Enterprise Solutions

Information is now recognized as a corporate resource. To be truly effective, organizations must collect data at the source and distribute it, according to the requirements of "need and right to access," throughout the organization. Workgroups will select the platforms that best meet their needs, and these platforms must integrate to support the enterprise solution. Systems built around open systems standards are essential for cost-effective integration.

Single-System Image

Los Angeles county issued a request for information (RFI) stating simply that its goal was "to implement and operate a modern telecommunications network that creates a seamless utility for all County telecommunications applications_from desktop to desktop."4

The United States government has initiated a project—the National Information Interchange (NII)—that has the simple objective of "making the intellectual property of the United States available to all with a need and right to access."5

"Computers will become a truly useful part of our society only when they are linked by an infrastructure like the highway system and the electric power grid, creating a new kind of free market for information services."6

The feature that makes the highway and electric power grids truly useful is their pervasiveness. Every home and office has ready access to these services; thus, they are used—without thought—in the normal course of living and working. This pervasive accessibility has emerged largely because of the adoption of standards for interconnection. If there were no standards for driving, imagine the confusion and danger.

What if every wall plug were a different shape, or the power available on every plug were random? If using a service requires too much thought and attention, that service cannot become a default part of our living and working environment.

"Imagine the United States without its highways. Our millions of cars, buses, and trucks driven in our own backyards and neighborhood parking lots, with occasional forays by the daring few along uncharted, unpredictable, and treacherous dirt roads, full of unspeakable terrors."7 The parking lot analogy illustrated in Figure 1.1 represents the current information-processing environment in most organizations.

It is easy and transparent to locate and use information on a local area network (LAN), but information located on another LAN is almost inaccessible. End-user access to enterprise data often is unavailable except for predefined information requests. Although computers—from mainframes to PCs—are numerous, powerful, flexible, and widely used, they are still used in relative isolation. When they communicate, they usually do so ineffectively, through arcane and arbitrary procedures.
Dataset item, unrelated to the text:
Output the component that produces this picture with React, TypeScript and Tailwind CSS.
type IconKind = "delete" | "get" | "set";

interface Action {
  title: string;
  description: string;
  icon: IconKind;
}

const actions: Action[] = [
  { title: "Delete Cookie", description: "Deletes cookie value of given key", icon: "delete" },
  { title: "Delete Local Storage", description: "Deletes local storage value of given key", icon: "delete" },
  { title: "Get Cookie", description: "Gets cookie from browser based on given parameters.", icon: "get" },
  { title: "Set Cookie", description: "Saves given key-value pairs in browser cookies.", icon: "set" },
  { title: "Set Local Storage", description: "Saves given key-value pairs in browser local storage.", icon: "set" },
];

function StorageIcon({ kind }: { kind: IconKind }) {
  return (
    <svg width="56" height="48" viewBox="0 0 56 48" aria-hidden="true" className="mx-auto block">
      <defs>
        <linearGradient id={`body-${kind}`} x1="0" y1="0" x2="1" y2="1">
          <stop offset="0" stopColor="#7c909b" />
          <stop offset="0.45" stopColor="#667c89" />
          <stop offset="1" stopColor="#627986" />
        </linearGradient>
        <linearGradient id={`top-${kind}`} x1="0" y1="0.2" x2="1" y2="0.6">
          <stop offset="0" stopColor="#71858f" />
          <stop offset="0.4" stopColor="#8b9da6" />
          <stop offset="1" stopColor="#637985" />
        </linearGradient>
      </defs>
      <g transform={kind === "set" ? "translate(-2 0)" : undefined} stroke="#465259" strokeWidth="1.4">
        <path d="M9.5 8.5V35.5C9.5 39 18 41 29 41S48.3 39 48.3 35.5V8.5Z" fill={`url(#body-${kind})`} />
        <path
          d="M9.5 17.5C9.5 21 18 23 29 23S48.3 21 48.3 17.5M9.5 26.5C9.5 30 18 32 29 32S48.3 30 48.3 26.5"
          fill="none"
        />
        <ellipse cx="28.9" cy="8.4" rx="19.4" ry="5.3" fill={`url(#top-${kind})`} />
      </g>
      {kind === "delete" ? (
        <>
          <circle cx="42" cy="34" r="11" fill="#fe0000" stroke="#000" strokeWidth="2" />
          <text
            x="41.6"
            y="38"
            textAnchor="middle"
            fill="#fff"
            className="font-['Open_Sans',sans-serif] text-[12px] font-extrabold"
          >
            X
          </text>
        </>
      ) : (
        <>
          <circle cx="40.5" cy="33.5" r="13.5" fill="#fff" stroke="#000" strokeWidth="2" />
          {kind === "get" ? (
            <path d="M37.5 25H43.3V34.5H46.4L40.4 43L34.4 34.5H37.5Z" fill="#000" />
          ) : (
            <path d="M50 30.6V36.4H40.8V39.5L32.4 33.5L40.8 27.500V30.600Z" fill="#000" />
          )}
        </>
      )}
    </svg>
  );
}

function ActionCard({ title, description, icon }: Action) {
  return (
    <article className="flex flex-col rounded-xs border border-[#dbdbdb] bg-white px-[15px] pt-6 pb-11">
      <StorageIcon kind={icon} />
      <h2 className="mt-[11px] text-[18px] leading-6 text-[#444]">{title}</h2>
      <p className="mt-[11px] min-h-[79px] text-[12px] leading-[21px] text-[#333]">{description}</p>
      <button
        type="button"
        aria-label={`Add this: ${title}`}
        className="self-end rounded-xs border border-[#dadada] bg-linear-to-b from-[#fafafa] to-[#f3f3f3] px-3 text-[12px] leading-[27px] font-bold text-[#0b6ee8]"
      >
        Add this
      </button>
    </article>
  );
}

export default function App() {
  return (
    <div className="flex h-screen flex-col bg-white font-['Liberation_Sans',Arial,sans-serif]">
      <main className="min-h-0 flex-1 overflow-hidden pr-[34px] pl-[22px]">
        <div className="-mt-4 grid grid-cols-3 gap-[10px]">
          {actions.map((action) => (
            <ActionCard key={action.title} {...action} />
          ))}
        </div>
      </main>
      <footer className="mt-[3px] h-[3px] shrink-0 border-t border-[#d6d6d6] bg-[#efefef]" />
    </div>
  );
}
1.1. Islands of automation.

Information comes with many faces. As shown in Figure 1.2, it can take the form of text, drawings, music, speech, photographs, stock prices, invoices, software, live video, and many other entities. Yet once information is computerized, it becomes a deceptively uniform sequence of ones and zeros. The underlying infrastructure must be flexible in the way it transports these ones and zeros. To be truly effective—besides routing these binaries to their destinations—the infrastructure must be able to carry binaries with varying degrees of speed, accuracy, and security to accommodate different computer capabilities and needs.

Because computers are manufactured and sold by vendors with differing views on the most effective technology, they do not share common implementation concepts. Transporting ones and zeros around, however flexibly, isn't enough. Computers based on different technologies cannot comprehend each other's ones and zeros any more than people comprehend foreign languages. We therefore need to endow our IS organizations with a set of widely understood common information interchange conventions. Moreover, these conventions must be based on concepts that make life easier for humans, rather than for computer servants. Finally, the truly useful infrastructure must be equipped with "common servers"—computers that provide a few basic information services of wide interest, such as computerized white and yellow pages.
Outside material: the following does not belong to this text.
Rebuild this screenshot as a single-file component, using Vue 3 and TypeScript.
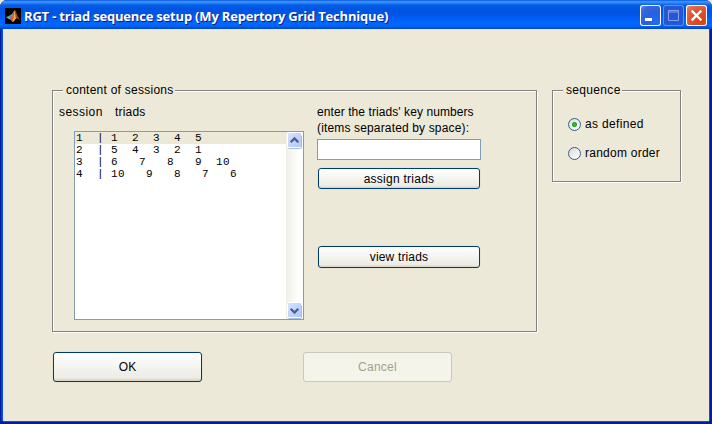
<script setup lang="ts">
import { ref } from 'vue'

const sessions: string[] = [
  '1  | 1  2  3  4  5',
  '2  | 5  4  3  2  1',
  '3  | 6   7   8   9  10',
  '4  | 10   9   8   7   6',
]
const selected = ref(0)
const keys = ref('')
const order = ref<'defined' | 'random'>('defined')
</script>

<template>
  <div class="window">
    <header class="titlebar">
      <svg class="logo" width="16" height="16" viewBox="0 0 16 16">
        <rect width="16" height="16" fill="#000" />
        <path d="M1 9.2 4.5 7.4 7 9.6 4.4 11.4Z" fill="#5aa3c4" />
        <path d="M4.5 7.4 6.6 6.3C7.8 5.6 8.5 3 9.8 2L7.6 8.8 7 9.6Z" fill="#7096a6" />
        <path d="M9.8 2C8.6 5 8 7.5 6.4 9.8L4.4 11.4C6 11.2 6.7 13.3 7.6 14 9.6 13.4 10 10.5 11.7 10.3L10.6 4Z" fill="#e0601e" />
        <path d="M9.8 2C9.2 6 9 9 7.6 14 9.4 13 9.8 11 10.8 10.4Z" fill="#f9ac55" />
        <path d="M9.8 2C11.6 4 12.5 9 15.2 12.4 13.8 11.6 12.5 9.8 11 10.5Z" fill="#c23c14" />
      </svg>
      <h1 class="title">RGT - triad sequence setup (My Repertory Grid Technique)</h1>
      <div class="controls">
        <button class="ctl" type="button">
          <svg width="21" height="21"><rect x="5" y="13" width="7" height="3" fill="#fff" /></svg>
        </button>
        <button class="ctl dim" type="button">
          <svg width="21" height="21"><path d="M5.5 5.5h10v10h-10zM5 7h11" fill="none" stroke="#8aa1ea" /></svg>
        </button>
        <button class="ctl close" type="button">
          <svg width="21" height="21"><path d="M6.5 6.5 14.5 14.5M14.5 6.5 6.5 14.5" stroke="#fff" stroke-width="2.3" stroke-linecap="square" /></svg>
        </button>
      </div>
    </header>

    <main class="body">
      <div class="groups">
        <section class="group sessions">
          <div class="legend"><span class="t-legend">content of sessions</span></div>
          <div class="columns">
            <div class="left">
              <div class="heads"><span class="h-session">session</span><span class="h-triads">triads</span></div>
              <div class="listbox">
                <ul class="rows">
                  <li
                    v-for="(row, i) in sessions"
                    :key="row"
                    :class="{ selected: i === selected }"
                    @click="selected = i"
                  >{{ row }}</li>
                </ul>
                <div class="scroll">
                  <svg width="17" height="17" viewBox="0 0 17 17">
                    <rect x="1.5" y=".5" width="14" height="15" rx="1.5" fill="url(#thumb)" stroke="#fff" />
                    <path d="M2.5 16.5h12q1 0 1-1v-12" fill="none" stroke="#a9bbe0" />
                    <path d="M4.7 10.3 8.5 6.5 12.3 10.3" fill="none" stroke="#4d6185" stroke-width="2.3" />
                    <defs>
                      <linearGradient id="thumb" x2="1" y2="1">
                        <stop offset="0" stop-color="#dbe5ff" />
                        <stop offset=".5" stop-color="#c3d3fd" />
                        <stop offset="1" stop-color="#b0c6fa" />
                      </linearGradient>
                    </defs>
                  </svg>
                  <svg width="17" height="17" viewBox="0 0 17 17">
                    <rect x="1.5" y=".5" width="14" height="15" rx="1.5" fill="url(#thumb)" stroke="#fff" />
                    <path d="M2.5 16.5h12q1 0 1-1v-12" fill="none" stroke="#a9bbe0" />
                    <path d="M4.7 6.7 8.5 10.5 12.3 6.7" fill="none" stroke="#4d6185" stroke-width="2.3" />
                  </svg>
                </div>
              </div>
            </div>
            <div class="right">
              <label class="prompt" for="keys">
                <span class="p1">enter the triads' key numbers</span>
                <span class="p2">(items separated by space):</span>
              </label>
              <input id="keys" v-model="keys" class="edit" type="text" />
              <button class="push assign" type="button"><span class="t-assign">assign triads</span></button>
              <button class="push view" type="button"><span class="t-view">view triads</span></button>
            </div>
          </div>
        </section>

        <section class="group sequence">
          <div class="legend"><span class="t-seq">sequence</span></div>
          <div class="options">
            <div class="option" @click="order = 'defined'">
              <span class="radio" :class="{ on: order === 'defined' }"></span><span class="t-def">as defined</span>
            </div>
            <div class="option" @click="order = 'random'">
              <span class="radio" :class="{ on: order === 'random' }"></span><span class="t-rand">random order</span>
            </div>
          </div>
        </section>
      </div>

      <footer class="actions">
        <button class="push big" type="button"><span class="t-ok">OK</span></button>
        <button class="push big off" type="button" disabled><span class="t-cancel">Cancel</span></button>
      </footer>
    </main>
  </div>
</template>

<style>
body {
  background: #ece9d8;
}
</style>

<style scoped>
* {
  box-sizing: border-box;
}
.window {
  width: 712px;
  height: 424px;
  display: flex;
  flex-direction: column;
  overflow: hidden;
  font: 12px/16px 'Liberation Sans', Arial, sans-serif;
  color: #000;
  white-space: nowrap;
  border-radius: 7px 7px 0 0;
  background: #001ea0;
}
.titlebar {
  height: 29px;
  flex: none;
  display: flex;
  align-items: center;
  padding: 2px 5px 0;
  background: linear-gradient(#0453d8 0, #3a92ff 1.5px, #2a85f8 3px, #0460e4 5px, #0054e3 9px, #0055e5 14px, #0062fa 20px, #0068ff 25px, #005be8 27px, #0042c4 29px);
}
.logo {
  flex: none;
}
.title {
  margin: 0 0 0 3px;
  flex: 1;
  font: bold 13px/16px 'Open Sans', 'Noto Sans', sans-serif;
  letter-spacing: -0.19px;
  color: #fff;
  text-shadow: 1px 1px 0 #0a1f8a;
}
.controls {
  display: flex;
  gap: 2px;
}
.ctl {
  width: 21px;
  height: 21px;
  padding: 0;
  border: 0;
  border-radius: 3px;
  background: radial-gradient(circle at 80% 85%, #1f6bf5, #2a5fe0 45%, #3a67dd 75%, #7b9bf0);
  box-shadow: inset 0 0 0 1px #fff;
}
.ctl svg {
  display: block;
}
.dim {
  background: #2456d8;
  box-shadow: inset 0 0 0 1px #6a8cec;
}
.close {
  background: radial-gradient(circle at 75% 80%, #dc4310, #dd5230 50%, #e07254 80%, #efa08a);
}
.body {
  flex: 1;
  margin: 0 3px 3px;
  padding: 61px 0 0 49px;
  background: #ece9d8;
  box-shadow: 0 1px 0 #0850e8, 1px 0 0 #0850e8, -1px 0 0 #0850e8, -2px 0 0 #0838d8;
}
.groups {
  display: flex;
  gap: 15px;
  align-items: flex-start;
}
.group {
  border: 1px solid #848284;
  box-shadow: 1px 1px 0 #fff, inset 1px 1px 0 #fff;
}
.sessions {
  width: 485px;
  height: 242px;
}
.sequence {
  width: 129px;
  height: 92px;
}
.legend {
  height: 16px;
  margin: -9px 0 0 10px;
  padding: 0 0 0 3px;
  background: #ece9d8;
}
.sessions .legend {
  width: 112px;
}
.sequence .legend {
  width: 59px;
}
.t-legend {
  letter-spacing: 0.25px;
}
.h-session {
  width: 44px;
  letter-spacing: 0.45px;
}
.h-triads {
  letter-spacing: 0.2px;
}
.p1 {
  letter-spacing: 0.08px;
}
.p2,
.t-view {
  letter-spacing: 0.15px;
}
.t-assign,
.t-rand,
.t-cancel {
  letter-spacing: 0.25px;
}
.t-seq,
.t-def {
  letter-spacing: 0.33px;
}
.columns {
  display: flex;
  gap: 13px;
  padding: 6px 0 0 6px;
}
.left {
  width: 245px;
}
.heads {
  display: flex;
  gap: 12px;
  height: 16px;
}
.listbox {
  width: 230px;
  height: 189px;
  margin: 11px 0 0 15px;
  display: flex;
  border: 1px solid #7f9db9;
  background: #fff;
}
.rows {
  flex: 1;
  margin: 0;
  padding: 0;
  list-style: none;
  font: 11px/12px 'Liberation Mono', monospace;
  letter-spacing: 0.4px;
}
.rows li {
  height: 12px;
  padding-left: 1px;
  white-space: pre;
}
.rows .selected {
  background: #ece9d8;
}
.scroll {
  width: 17px;
  display: flex;
  flex-direction: column;
  justify-content: space-between;
  background: linear-gradient(90deg, #f0efe7, #fefefb 70%, #fff);
}
.scroll svg {
  display: block;
}
.right {
  display: flex;
  flex-direction: column;
}
.prompt {
  display: flex;
  flex-direction: column;
}
.edit {
  width: 164px;
  height: 21px;
  margin-top: 3px;
  padding: 0 3px;
  border: 1px solid #7f9db9;
  background: #fff;
  outline: 0;
}
.push {
  display: flex;
  align-items: center;
  justify-content: center;
  padding: 0;
  width: 162px;
  height: 21px;
  border: 1px solid #003c74;
  border-radius: 3px;
  background: linear-gradient(#fff, #f4f4f0 50%, #ecebe5 88%, #d8d0c4);
  box-shadow: 0 0 0 1px #e6e2d0, 1px 1px 0 #f6f4ea;
  font: inherit;
  color: #000;
}
.assign {
  margin: 8px 0 0 1px;
}
.view {
  height: 22px;
  margin: 57px 0 0 1px;
}
.options {
  display: flex;
  flex-direction: column;
  gap: 13px;
  padding: 18px 0 0 15px;
}
.option {
  height: 16px;
  display: flex;
  align-items: center;
  gap: 4px;
}
.radio {
  width: 13px;
  height: 13px;
  border: 1px solid #33608c;
  border-radius: 50%;
  background: linear-gradient(135deg, #dcdcd7, #fff);
}
.radio.on {
  background: radial-gradient(circle, #3fc63a 0, #21a121 2px, #21a12100 3px), linear-gradient(135deg, #dcdcd7, #fff);
}
.actions {
  display: flex;
  gap: 101px;
  padding: 20px 0 0 1px;
}
.big {
  width: 149px;
  height: 30px;
}
.off {
  color: #a1a192;
  border-color: #c9c7ba;
  background: #f5f4ea;
  box-shadow: none;
}
</style>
Figure 1.2. Multimedia technologies.

Technological innovation proceeds at a pace that challenges the human mind to understand how to take advantage of its capabilities. Electronic information management, technological innovation in the personal computer, high-speed electronic communication, and digital encoding of information provide new opportunities for enhanced services at lower cost.

Personal computers can provide services directly to people who have minimal computer experience. They provide low-cost, high-performance computing engines at the site that the individual lives, works, or accesses the service—regardless of where the information is physically stored. Standards for user interface, data access, and interprocess communications have been defined for the personal computer and are being adopted by a majority of the vendor community. There is no reason to accept solutions that do not conform to the accepted standards.
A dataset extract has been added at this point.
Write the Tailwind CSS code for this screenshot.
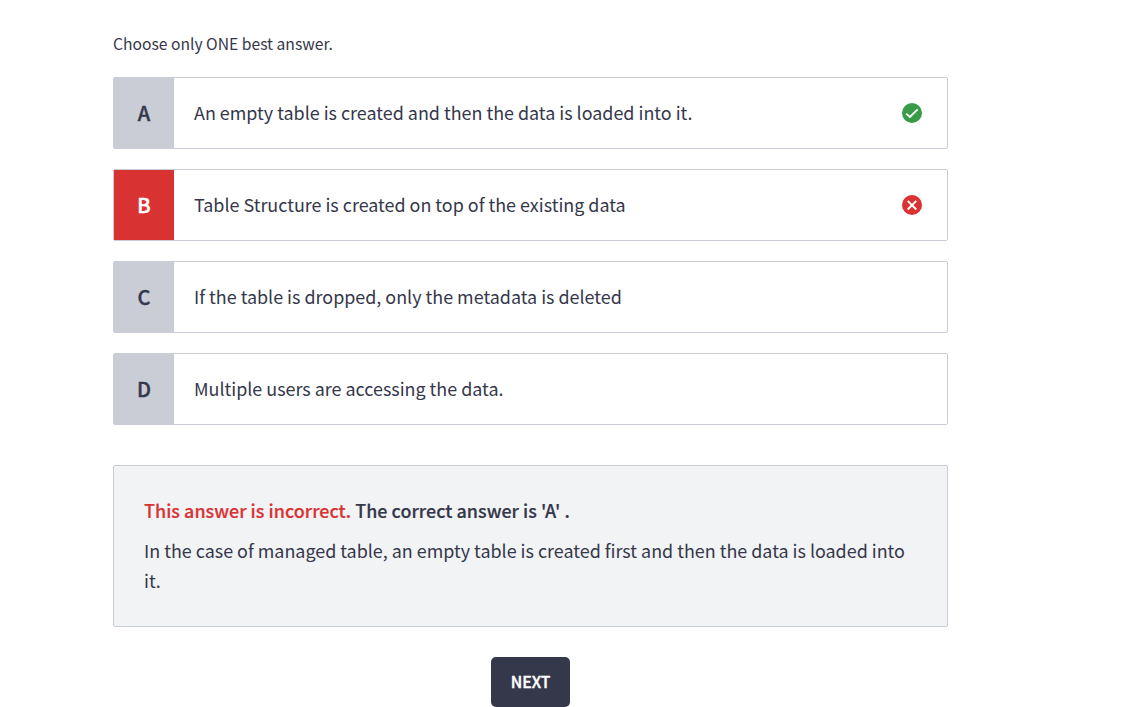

Most large organizations today use a heterogeneous collection of hardware, software, and connectivity technologies. There is considerable momentum toward increased use of technology from multiple vendors.

This trend leads to an increasingly heterogeneous environment for users and developers of computer systems. Users are interested in the business functionality, not the technology. Developers rarely are interested in more than a subset of the technology. The concept of the single-system image says that you can build systems that provide transparency of the technology platform to the user and—at the largest extent possible—to the developer.

Developers will need sufficient knowledge of the syntax used to solve the business problem, but will need little or no knowledge of the underlying technology infrastructure. Hardware platforms, operating systems, database engines, and communications protocols are necessary technological components of any computer solution, but they should provide services—not create obstacles to getting the job done. Services should be masked; that is, they should be provided in a natural manner without requiring the user to make unnatural gyrations to invoke them. Only by masking these services and by using standard interfaces can we hope to develop systems quickly and economically. At the same time, masking (known as encapsulation in object-oriented programming) and standard interfaces preserve the ability to change the underlying technology without affecting the application. There is value in restricting imagination when you build system architectures. Systems development is not an art; it is an engineering discipline that can be learned and used. Systems can be built on the foundations established by previous projects.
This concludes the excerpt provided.